**Source excerpt**
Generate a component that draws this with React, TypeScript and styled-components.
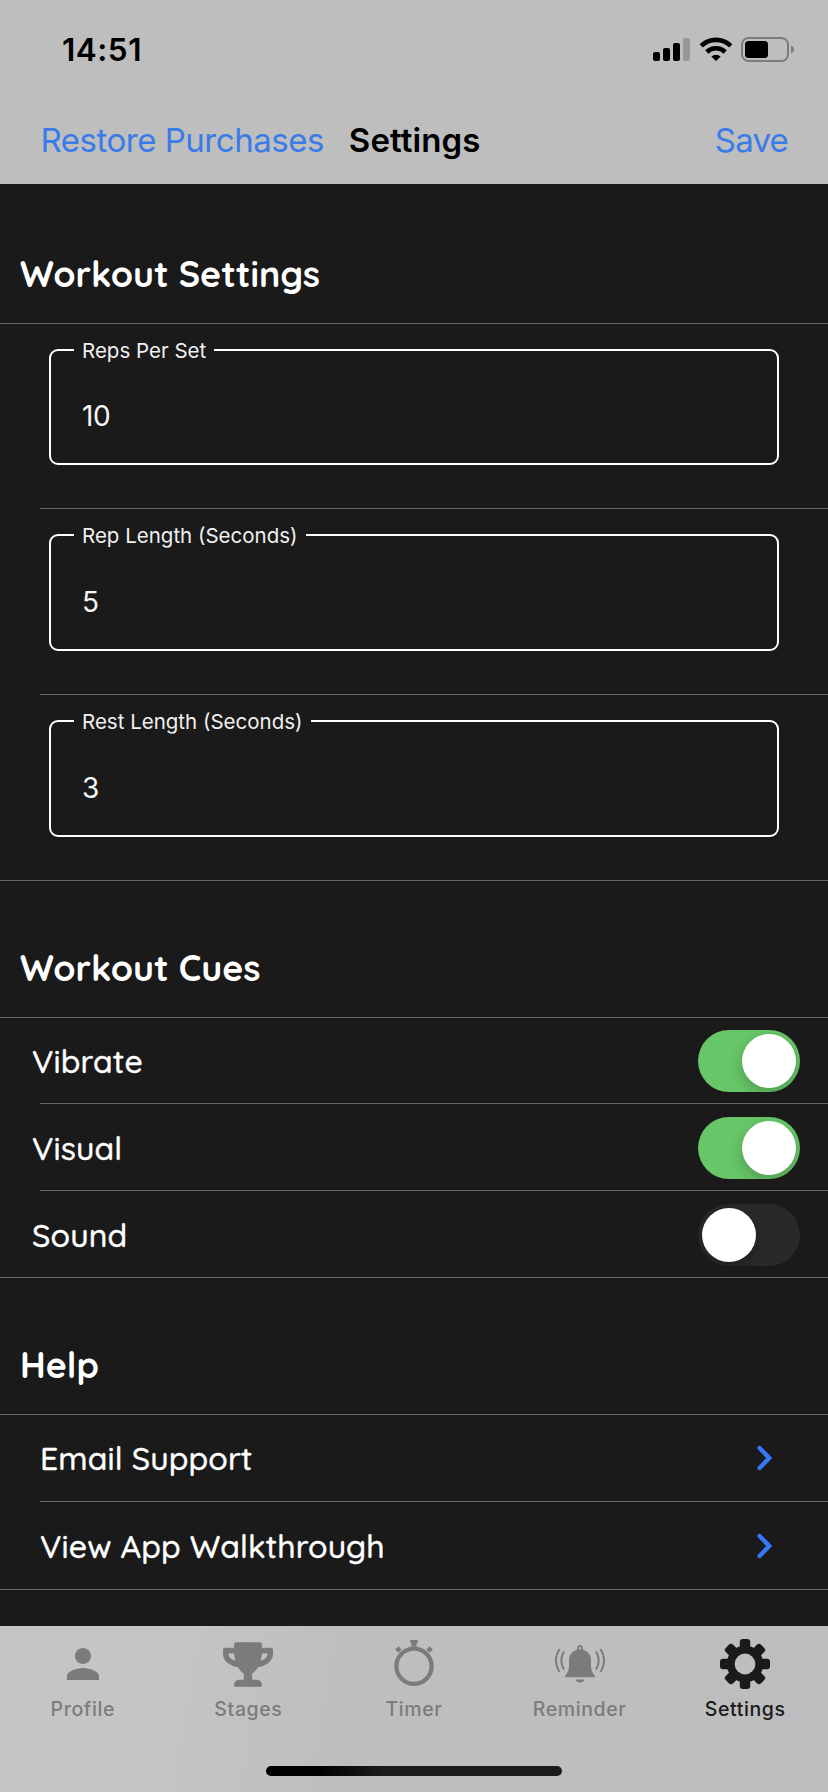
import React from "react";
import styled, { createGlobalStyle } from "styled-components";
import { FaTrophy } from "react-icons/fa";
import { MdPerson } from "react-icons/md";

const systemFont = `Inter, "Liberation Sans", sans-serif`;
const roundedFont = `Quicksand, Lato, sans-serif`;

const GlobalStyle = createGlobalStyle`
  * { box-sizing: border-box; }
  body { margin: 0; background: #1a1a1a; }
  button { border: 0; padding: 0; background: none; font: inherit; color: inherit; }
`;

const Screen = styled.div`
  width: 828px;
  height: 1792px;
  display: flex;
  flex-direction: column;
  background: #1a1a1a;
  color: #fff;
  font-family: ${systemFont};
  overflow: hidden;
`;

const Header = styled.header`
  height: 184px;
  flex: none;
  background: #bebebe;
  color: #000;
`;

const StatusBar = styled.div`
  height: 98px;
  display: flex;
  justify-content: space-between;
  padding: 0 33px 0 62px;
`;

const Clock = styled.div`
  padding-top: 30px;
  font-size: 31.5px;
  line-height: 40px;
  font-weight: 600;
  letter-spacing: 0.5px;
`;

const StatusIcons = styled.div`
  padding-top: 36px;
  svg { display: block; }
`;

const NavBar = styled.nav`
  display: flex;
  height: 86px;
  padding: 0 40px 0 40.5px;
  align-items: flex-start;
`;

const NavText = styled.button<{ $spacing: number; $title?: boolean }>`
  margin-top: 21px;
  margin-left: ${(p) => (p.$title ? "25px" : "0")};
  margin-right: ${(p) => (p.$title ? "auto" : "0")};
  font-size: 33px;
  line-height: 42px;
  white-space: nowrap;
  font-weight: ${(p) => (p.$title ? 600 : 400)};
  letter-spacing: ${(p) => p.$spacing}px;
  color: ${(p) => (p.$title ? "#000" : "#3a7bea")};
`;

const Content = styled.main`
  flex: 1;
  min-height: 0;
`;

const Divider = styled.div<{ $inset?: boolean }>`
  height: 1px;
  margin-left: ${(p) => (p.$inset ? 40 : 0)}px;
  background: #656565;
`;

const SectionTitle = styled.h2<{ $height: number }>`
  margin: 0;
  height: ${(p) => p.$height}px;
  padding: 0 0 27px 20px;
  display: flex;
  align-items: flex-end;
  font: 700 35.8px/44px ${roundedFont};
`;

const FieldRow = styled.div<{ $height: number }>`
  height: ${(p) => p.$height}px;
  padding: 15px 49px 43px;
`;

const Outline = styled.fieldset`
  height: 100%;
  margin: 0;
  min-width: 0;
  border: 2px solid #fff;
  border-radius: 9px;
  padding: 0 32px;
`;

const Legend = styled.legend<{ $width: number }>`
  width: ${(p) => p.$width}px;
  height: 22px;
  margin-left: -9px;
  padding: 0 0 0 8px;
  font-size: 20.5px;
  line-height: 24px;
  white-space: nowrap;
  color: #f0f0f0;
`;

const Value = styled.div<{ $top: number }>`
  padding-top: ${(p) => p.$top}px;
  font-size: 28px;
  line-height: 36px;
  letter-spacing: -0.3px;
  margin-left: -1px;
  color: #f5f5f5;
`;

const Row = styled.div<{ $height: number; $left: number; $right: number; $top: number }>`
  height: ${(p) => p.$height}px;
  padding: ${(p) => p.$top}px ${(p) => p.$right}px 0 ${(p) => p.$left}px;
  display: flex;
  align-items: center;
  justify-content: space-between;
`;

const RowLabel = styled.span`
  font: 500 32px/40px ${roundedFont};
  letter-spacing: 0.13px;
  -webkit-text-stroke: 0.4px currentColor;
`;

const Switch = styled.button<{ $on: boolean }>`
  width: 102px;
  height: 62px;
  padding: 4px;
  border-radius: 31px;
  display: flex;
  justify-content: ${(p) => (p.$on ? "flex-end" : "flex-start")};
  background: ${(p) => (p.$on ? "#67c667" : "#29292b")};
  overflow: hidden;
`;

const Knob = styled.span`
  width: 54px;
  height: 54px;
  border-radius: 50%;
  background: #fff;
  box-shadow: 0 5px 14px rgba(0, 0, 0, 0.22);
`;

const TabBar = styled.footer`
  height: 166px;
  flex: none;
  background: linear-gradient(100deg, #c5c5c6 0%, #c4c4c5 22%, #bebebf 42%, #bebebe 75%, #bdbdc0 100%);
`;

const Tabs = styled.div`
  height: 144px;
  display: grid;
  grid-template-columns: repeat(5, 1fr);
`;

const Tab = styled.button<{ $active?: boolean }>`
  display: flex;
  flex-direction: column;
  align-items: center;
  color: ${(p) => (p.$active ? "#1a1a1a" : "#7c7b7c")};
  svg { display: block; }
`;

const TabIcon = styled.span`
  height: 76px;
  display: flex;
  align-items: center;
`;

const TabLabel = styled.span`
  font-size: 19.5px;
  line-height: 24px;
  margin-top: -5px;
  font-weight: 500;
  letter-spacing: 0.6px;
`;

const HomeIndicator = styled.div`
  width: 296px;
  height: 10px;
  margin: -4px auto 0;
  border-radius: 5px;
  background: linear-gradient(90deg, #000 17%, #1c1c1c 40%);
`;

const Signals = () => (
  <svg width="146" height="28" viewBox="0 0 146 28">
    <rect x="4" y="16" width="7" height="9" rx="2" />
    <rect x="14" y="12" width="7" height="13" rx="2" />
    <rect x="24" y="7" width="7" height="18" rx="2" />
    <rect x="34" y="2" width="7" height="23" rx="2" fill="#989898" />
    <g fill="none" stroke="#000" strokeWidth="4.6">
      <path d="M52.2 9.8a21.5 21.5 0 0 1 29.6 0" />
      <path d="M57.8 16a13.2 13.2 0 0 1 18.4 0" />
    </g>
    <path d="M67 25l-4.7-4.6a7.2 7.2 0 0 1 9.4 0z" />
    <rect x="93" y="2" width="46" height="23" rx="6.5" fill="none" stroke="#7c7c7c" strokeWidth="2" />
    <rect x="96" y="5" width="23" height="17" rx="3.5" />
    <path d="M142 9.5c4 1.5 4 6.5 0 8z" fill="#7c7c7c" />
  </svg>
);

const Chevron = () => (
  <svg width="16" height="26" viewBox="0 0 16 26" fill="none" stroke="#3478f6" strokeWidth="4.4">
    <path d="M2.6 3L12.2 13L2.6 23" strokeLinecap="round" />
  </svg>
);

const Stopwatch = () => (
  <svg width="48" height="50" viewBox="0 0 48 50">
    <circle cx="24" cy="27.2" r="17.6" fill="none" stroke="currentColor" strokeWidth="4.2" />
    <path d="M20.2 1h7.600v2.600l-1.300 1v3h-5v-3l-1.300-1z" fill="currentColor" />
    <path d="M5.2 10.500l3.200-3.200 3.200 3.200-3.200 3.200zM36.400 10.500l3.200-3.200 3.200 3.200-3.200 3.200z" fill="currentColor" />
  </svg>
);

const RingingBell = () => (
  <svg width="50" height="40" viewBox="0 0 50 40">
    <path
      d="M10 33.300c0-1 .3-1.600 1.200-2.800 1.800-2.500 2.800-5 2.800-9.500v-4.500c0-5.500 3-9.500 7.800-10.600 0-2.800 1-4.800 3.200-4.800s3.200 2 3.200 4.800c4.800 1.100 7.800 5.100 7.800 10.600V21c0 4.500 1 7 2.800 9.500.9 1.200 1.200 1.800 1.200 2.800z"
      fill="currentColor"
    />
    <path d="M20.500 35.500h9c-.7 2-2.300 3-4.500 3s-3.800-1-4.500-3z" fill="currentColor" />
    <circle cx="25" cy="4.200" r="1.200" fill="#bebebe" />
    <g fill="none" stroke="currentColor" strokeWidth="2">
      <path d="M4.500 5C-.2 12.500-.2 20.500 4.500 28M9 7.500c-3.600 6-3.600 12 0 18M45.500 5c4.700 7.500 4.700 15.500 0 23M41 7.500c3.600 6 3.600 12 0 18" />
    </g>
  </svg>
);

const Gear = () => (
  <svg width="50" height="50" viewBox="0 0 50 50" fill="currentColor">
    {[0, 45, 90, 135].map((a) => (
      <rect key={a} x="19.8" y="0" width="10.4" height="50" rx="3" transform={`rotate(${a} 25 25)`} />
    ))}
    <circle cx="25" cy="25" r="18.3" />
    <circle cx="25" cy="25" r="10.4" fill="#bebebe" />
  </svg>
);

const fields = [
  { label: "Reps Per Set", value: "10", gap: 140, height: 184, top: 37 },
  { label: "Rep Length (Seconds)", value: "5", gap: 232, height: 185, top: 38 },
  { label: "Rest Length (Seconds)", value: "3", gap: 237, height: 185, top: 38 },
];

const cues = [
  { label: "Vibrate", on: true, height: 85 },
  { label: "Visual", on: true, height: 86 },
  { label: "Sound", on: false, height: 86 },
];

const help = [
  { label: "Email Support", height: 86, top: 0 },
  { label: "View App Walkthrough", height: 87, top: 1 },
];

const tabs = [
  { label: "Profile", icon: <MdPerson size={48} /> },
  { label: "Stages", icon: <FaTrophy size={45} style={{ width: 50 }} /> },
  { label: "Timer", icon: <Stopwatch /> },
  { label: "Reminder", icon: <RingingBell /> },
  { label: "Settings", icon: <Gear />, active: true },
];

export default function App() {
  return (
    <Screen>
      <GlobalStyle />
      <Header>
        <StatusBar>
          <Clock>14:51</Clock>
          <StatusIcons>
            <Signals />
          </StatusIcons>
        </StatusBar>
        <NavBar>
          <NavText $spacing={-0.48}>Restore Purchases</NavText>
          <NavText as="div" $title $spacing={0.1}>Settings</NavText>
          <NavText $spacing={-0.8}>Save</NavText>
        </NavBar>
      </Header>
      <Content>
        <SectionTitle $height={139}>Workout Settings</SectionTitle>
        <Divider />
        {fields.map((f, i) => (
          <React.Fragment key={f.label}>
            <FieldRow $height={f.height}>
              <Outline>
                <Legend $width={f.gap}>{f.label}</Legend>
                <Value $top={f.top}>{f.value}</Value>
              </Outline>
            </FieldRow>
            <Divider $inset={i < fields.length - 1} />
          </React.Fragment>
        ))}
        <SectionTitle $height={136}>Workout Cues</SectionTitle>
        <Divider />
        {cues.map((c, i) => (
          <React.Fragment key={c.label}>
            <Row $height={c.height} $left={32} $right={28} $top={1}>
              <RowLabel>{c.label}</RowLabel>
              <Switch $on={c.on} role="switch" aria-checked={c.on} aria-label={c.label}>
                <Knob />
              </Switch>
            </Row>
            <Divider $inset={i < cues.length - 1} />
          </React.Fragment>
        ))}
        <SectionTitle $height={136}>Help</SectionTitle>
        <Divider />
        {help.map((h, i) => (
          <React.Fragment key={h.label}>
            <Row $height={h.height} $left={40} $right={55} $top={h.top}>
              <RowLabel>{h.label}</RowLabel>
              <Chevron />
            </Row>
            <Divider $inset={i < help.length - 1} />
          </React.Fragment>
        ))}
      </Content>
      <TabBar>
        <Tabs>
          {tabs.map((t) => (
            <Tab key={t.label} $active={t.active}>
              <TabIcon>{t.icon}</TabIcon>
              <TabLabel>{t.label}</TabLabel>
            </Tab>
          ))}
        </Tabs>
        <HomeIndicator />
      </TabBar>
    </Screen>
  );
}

**Goal**
State the number of lines in this listing that contain the string "components", and add nothing else.

**Response to this task**
2